As new fruit growers get to know their fruit trees, they’re often unsure what’s ‘normal’ in the different seasons – that was certainly the case for us as we learned our trade! Even experienced fruit growers will learn something new every single year, if they’re paying close attention to their trees.
Gradually we’ve learned by experience what to look for at different seasons to tell us what’s going on in the trees and the soil, so we know whether we’re on the right track.
The early flowering varieties (like Anzac peaches) are good indicator varieties. If they flower well and then the leaves start growing strongly in early spring, this is one the main signs we look for to tell us that the tree is happy and the soil is doing its job. If they’re also free from Leaf curl, that’s an added bonus!

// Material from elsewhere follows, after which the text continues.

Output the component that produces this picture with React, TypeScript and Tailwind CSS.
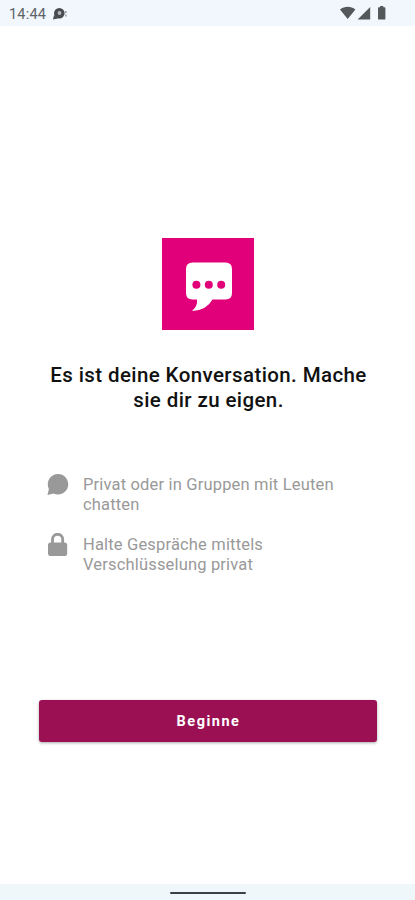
import React from 'react';

const features = [
  { icon: 'chat', lines: ['Privat oder in Gruppen mit Leuten', 'chatten'] },
  { icon: 'lock', lines: ['Halte Gespräche mittels', 'Verschlüsselung privat'] },
];

const ChatIcon: React.FC = () => (
  <svg width="22" height="23" viewBox="0 0 22 23" fill="currentColor">
    <path d="M11.2 1a10.3 10.3 0 1 1-4.7 19.6L0.5 22 1.9 16A10.3 10.3 0 0 1 11.2 1Z" />
  </svg>
);

const LockIcon: React.FC = () => (
  <svg width="22" height="24" viewBox="0 0 22 24" fill="currentColor">
    <path d="M5.5 11V6.4a5.1 5.1 0 0 1 10.2 0V11" fill="none" stroke="currentColor" strokeWidth="2.8" />
    <rect x="1" y="9.4" width="19.2" height="13.6" rx="2.8" />
  </svg>
);

const StatusBar: React.FC = () => (
  <header className="flex h-[26px] items-center justify-between bg-[#f1f7fd] pr-[28px] pl-[9px] text-[#606366]">
    <div className="flex items-center gap-[6px] pt-[3px]">
      <span className="pt-px text-[14.5px] leading-none tracking-[0.2px]">14:44</span>
      <svg className="mb-px" width="16" height="14" viewBox="0 0 16 14">
        <circle cx="7.3" cy="6.2" r="5.3" fill="#494c4f" />
        <path d="M1 12.6 2 8l4 3.5Z" fill="#494c4f" />
        <circle cx="7.5" cy="6" r="1.9" fill="#b4b8bb" />
        <path d="M13.9 4v2M13.9 7.5v2" stroke="#85898c" strokeWidth="1.2" />
      </svg>
    </div>
    <svg width="47" height="16" viewBox="0 0 47 16" fill="#55585b">
      <path d="M0 4.5C4.5 0.7 10.9 0.7 15.4 4.5L7.7 14Z" />
      <path d="M30.2 2v12.5H17.6Z" />
      <path d="M40.1 1h3.2v1.3h1.2q.9 0 .9.9v10.5q0 .9-.9.9h-5.6q-.9 0-.9-.9V3.2q0-.9.9-.9h1.2Z" />
    </svg>
  </header>
);

const App: React.FC = () => {
  return (
    <div className="flex h-screen flex-col overflow-hidden bg-white font-['Roboto',sans-serif]">
      <StatusBar />

      <main className="flex flex-1 flex-col items-center">
        {/* Logo */}
        <svg className="mt-[212px] shrink-0" width="92" height="92" viewBox="0 0 92 92">
          <rect width="92" height="92" fill="#e2007a" />
          <path
            d="M30.5 24.5H63.5Q70 24.5 70 31V55Q70 61.5 63.5 61.5H50.5Q44.5 72.5 30 73Q35.8 68 35 61.5H30.5Q24 61.5 24 55V31Q24 24.5 30.5 24.5Z"
            fill="#fff"
          />
          <g fill="#e2007a">
            <circle cx="34.4" cy="46.7" r="4" />
            <circle cx="46.8" cy="46.7" r="4" />
            <circle cx="59.2" cy="46.7" r="4" />
          </g>
        </svg>

        <h1 className="mt-[33px] pl-[2px] text-center text-[20.5px] leading-[25px] font-medium tracking-[0.4px] whitespace-nowrap text-[#111111]">
          Es ist deine Konversation. Mache
          <br />
          sie dir zu eigen.
        </h1>

        <ul className="mt-[60px] flex w-full flex-col gap-5 pr-6 pl-[47px] text-[#999999]">
          {features.map((feature) => (
            <li key={feature.icon} className="flex h-10 gap-[14px]">
              <span className="w-[22px] shrink-0">
                {feature.icon === 'chat' ? <ChatIcon /> : <LockIcon />}
              </span>
              <p className="pt-[2px] text-[16.5px] leading-5 tracking-[0.17px] whitespace-nowrap">
                {feature.lines[0]}
                <br />
                {feature.lines[1]}
              </p>
            </li>
          ))}
        </ul>

        <button className="mt-[127px] h-[42px] w-[338px] rounded-[3px] bg-[#9a1053] pt-[2px] pl-[2px] text-[14.5px] font-bold tracking-[1.5px] text-white shadow-[0_1px_3px_rgba(0,0,0,0.35)]">
          Beginne
        </button>
      </main>

      {/* Gesture bar */}
      <footer className="flex h-4 items-center justify-center bg-[#f0f7fb]">
        <div className="mt-px h-[2px] w-[76px] rounded-full bg-[#394046]" />
      </footer>
    </div>
  );
};

export default App;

If you’re looking at your fruit tree and wondering if it’s looking the way it should, firstly look at the leaves – they should be big, a bright green colour (though the growing tips will often be orange, red or pink), and nice and shiny, like the healthy looking leaves on this plum tree.
Early in the season there shouldn’t been too many holes or blemishes on the leaves (though they often accumulate a lot of damage by the end of summer) and they should be looking pretty sparkly.
Once the flowers finish you should be able to see small fruit forming, like this Bramley apple tree.
The other main thing to look for early in spring is whether any of the leaf buds are starting to extend into new shoots. The ability of the tree to grow this new wood each year is key to the ongoing health of the tree and good crops of fruit.
Here’s a few examples of new shoots on different types of fruit trees:
By mid to late spring you should start to get an idea of how much fruit your trees will bear this year (we call this the ‘crop load’).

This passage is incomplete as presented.